Work to be completed:
Search the material for "styles" and show all lines that contain it.

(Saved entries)
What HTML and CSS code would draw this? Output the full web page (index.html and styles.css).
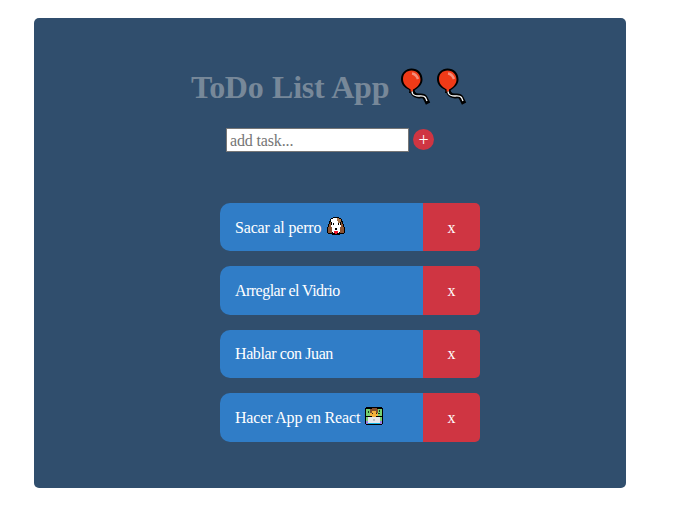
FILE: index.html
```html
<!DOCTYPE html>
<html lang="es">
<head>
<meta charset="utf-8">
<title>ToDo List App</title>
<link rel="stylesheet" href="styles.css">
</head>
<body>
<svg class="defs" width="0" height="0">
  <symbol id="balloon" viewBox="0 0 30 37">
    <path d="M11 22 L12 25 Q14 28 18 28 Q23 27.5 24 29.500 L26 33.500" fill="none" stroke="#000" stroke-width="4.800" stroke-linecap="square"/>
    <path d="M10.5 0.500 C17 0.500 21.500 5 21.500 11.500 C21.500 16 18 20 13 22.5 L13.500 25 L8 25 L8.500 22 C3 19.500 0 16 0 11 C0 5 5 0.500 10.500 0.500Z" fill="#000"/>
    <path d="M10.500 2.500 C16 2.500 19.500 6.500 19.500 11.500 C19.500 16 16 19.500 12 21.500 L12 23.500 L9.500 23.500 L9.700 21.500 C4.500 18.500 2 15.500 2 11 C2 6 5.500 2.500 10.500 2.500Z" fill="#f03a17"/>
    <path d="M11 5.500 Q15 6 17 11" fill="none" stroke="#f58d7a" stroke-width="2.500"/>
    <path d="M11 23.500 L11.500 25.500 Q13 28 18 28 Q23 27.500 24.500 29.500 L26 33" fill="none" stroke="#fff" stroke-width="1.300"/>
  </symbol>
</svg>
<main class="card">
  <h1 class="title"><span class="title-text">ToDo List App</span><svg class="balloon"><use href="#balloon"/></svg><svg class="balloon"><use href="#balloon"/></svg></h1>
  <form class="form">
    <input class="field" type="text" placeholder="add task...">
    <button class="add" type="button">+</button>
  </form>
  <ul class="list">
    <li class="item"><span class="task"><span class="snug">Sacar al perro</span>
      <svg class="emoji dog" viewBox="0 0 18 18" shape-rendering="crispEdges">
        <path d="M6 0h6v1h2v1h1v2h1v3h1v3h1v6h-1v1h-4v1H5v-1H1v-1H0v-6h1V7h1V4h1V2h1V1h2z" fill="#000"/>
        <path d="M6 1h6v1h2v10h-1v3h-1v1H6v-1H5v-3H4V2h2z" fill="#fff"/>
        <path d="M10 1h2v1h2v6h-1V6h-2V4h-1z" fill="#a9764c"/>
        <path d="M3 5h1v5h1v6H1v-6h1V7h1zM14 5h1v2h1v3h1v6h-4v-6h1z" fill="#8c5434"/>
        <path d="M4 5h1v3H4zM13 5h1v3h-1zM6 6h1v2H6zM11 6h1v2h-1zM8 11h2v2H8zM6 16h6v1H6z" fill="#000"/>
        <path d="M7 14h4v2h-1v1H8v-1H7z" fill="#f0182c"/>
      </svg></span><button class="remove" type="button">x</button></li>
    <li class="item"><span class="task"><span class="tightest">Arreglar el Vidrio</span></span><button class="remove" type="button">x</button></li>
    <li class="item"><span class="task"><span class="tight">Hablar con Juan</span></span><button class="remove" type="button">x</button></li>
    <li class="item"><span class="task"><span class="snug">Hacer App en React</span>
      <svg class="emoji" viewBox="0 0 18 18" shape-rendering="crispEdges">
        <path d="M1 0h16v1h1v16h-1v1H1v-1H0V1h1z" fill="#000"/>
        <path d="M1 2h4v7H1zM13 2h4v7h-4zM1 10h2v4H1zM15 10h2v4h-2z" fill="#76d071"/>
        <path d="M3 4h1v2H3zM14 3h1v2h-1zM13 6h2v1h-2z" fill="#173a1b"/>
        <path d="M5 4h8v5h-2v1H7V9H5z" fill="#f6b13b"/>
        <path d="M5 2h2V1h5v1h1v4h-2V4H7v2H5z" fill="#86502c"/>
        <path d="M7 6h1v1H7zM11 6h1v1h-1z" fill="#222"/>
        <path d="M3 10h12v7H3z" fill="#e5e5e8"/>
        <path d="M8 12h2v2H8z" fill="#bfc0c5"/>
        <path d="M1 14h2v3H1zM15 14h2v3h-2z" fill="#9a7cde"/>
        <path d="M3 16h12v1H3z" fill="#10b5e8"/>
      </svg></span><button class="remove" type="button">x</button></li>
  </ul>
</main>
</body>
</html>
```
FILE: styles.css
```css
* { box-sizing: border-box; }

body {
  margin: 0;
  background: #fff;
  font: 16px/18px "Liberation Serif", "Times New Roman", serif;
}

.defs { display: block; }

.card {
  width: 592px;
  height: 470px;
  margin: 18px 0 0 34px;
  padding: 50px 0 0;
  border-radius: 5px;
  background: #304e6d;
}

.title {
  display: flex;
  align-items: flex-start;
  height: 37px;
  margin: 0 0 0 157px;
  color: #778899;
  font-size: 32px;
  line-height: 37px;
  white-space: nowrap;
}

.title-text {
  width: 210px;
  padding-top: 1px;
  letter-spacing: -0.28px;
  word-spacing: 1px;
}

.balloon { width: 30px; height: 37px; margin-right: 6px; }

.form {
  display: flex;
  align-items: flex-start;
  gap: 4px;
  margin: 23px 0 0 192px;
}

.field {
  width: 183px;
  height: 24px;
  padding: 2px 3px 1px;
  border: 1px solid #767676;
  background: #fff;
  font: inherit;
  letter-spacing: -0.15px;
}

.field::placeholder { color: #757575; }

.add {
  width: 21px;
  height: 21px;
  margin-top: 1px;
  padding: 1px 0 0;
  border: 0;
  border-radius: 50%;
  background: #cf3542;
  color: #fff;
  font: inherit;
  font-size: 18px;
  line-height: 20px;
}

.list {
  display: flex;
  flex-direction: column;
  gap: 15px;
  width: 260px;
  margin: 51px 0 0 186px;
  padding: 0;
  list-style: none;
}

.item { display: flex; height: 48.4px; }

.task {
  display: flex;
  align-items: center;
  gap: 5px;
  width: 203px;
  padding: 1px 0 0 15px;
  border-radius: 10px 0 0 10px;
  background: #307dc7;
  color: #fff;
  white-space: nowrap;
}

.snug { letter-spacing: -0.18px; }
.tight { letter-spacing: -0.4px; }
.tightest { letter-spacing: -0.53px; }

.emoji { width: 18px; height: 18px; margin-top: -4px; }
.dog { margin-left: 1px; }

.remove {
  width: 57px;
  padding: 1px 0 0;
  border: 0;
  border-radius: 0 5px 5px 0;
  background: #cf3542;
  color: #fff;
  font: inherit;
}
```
* * *
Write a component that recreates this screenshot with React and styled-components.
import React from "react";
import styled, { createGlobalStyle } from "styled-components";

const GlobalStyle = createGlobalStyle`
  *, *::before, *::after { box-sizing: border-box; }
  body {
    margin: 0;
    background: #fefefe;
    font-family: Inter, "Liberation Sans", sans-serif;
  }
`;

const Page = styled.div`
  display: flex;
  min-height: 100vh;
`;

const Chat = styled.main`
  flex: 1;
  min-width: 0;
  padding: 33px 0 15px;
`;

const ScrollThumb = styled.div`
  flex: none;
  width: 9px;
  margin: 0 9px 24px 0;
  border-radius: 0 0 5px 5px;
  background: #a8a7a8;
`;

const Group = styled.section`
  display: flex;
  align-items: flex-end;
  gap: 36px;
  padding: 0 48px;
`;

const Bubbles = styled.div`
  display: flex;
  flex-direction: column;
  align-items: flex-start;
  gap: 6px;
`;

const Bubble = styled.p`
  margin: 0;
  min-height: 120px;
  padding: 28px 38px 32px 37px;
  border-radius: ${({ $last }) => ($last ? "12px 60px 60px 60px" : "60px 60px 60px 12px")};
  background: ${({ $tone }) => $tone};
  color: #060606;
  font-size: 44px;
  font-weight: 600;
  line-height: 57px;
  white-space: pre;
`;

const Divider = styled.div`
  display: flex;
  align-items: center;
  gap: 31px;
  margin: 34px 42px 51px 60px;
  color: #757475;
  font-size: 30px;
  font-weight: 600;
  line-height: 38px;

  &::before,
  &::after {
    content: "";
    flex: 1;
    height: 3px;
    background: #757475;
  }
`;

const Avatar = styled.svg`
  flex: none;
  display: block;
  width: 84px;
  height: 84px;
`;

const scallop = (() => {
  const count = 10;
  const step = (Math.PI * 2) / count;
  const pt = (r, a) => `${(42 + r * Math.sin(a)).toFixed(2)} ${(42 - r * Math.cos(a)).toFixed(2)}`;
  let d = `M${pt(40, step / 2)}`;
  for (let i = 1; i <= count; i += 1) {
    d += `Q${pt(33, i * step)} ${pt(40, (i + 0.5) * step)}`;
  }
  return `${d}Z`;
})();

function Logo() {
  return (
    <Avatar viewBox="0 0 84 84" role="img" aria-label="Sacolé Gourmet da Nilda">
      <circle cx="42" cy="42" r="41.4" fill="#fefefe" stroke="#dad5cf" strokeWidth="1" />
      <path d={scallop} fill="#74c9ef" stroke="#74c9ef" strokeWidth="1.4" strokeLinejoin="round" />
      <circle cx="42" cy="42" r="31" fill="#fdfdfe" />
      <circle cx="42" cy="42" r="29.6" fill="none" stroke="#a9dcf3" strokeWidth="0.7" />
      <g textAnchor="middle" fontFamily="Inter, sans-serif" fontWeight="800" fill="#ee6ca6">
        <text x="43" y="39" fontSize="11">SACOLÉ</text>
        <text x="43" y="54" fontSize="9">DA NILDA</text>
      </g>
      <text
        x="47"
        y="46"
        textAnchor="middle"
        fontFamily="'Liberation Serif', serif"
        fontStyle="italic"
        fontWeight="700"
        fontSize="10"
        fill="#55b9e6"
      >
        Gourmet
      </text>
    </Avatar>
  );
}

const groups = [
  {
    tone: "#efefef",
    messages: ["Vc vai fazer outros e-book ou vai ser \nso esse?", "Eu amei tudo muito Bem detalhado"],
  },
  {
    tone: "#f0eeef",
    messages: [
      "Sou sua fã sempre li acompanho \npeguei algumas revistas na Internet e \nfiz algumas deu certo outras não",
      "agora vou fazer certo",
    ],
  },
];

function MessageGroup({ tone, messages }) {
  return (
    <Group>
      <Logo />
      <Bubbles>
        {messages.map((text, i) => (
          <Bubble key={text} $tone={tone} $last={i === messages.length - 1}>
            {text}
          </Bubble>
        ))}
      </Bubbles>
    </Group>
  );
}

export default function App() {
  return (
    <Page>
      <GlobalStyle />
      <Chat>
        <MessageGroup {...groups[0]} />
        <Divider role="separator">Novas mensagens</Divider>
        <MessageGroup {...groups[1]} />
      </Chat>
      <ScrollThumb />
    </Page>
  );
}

Solution:
What HTML and CSS code would draw this? Output the full web page (index.html and styles.css).
<link rel="stylesheet" href="styles.css">
FILE: styles.css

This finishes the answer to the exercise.